Patriot's Blog

The Problems With FISA Part 3

Lacking Congressional Oversight

In practice, congressional oversight of the FISA process and the underlying materials is severely constrained. Although they have security clearances by virtue of their office, many lawmakers are kept far away from classified documents because they do not have cleared staff to assist in processing the information, and their requests are given lower priority than members of the intelligence oversight committees.

Even members of those House and Senate intelligence committees do not always have access to everything.

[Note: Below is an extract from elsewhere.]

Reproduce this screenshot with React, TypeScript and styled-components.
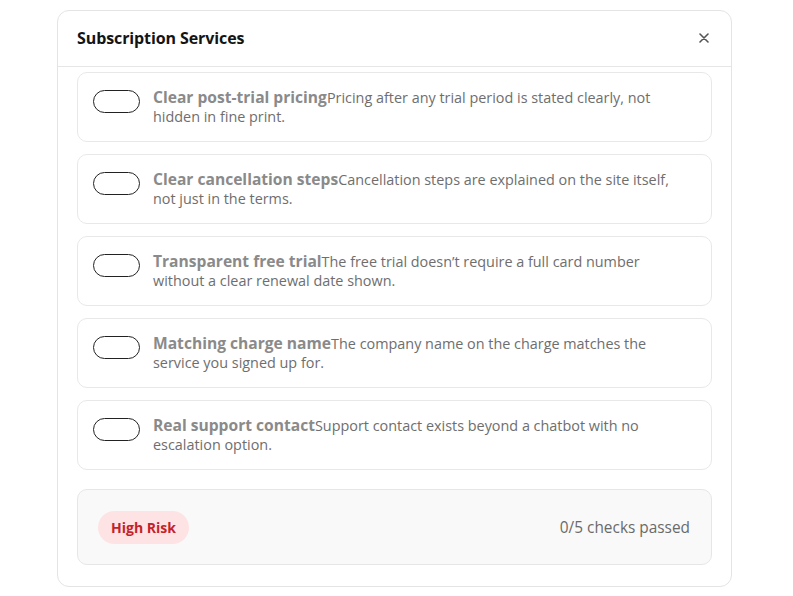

In the case of the Nunes memo, only the “Gang of Eight” congressional leaders and a handful of others out of the 435 members of the House of Representatives and the 100 members of the Senate reportedly had access to the underlying FISA surveillance applications and un-redacted FISC opinions.

This problem has restricted Congress members before. In 2003, when then-House intelligence committee chairman Jay Rockefeller learned of the NSA’s unconstitutional spying programs under President George W. Bush, he had little capability to fight back. He wrote to then-Vice President Dick Cheney:

“As you know, I am neither a technician nor an attorney. Given the security restrictions associated with this information, and my inability to consult staff or counsel on my own, I feel unable to fully evaluate, much less endorse these activities."

Rockefeller—who knew of the programs—could not speak of them. For everyone else, reading FISA and FISC materials is close to impossible. Even after Congress passed the USA FREEDOM Act in 2015 requiring that significant FISC Opinions be released to the public, these opinions are still highly redacted and tightly guarded, and no FISA application material has never been revealed to the public.

It’s for these reasons that EFF has long called for Congress to reform how it oversees surveillance activities conducted by the Executive Branch, including by providing all members of Congress with the tools they need to meaningfully understand and challenge activities that are so often veiled in extreme secrecy.

 

This will be a four part series, this is part three of four on the topic for today. I hope you enjoyed the blog and learned a few new facts, thank you for reading.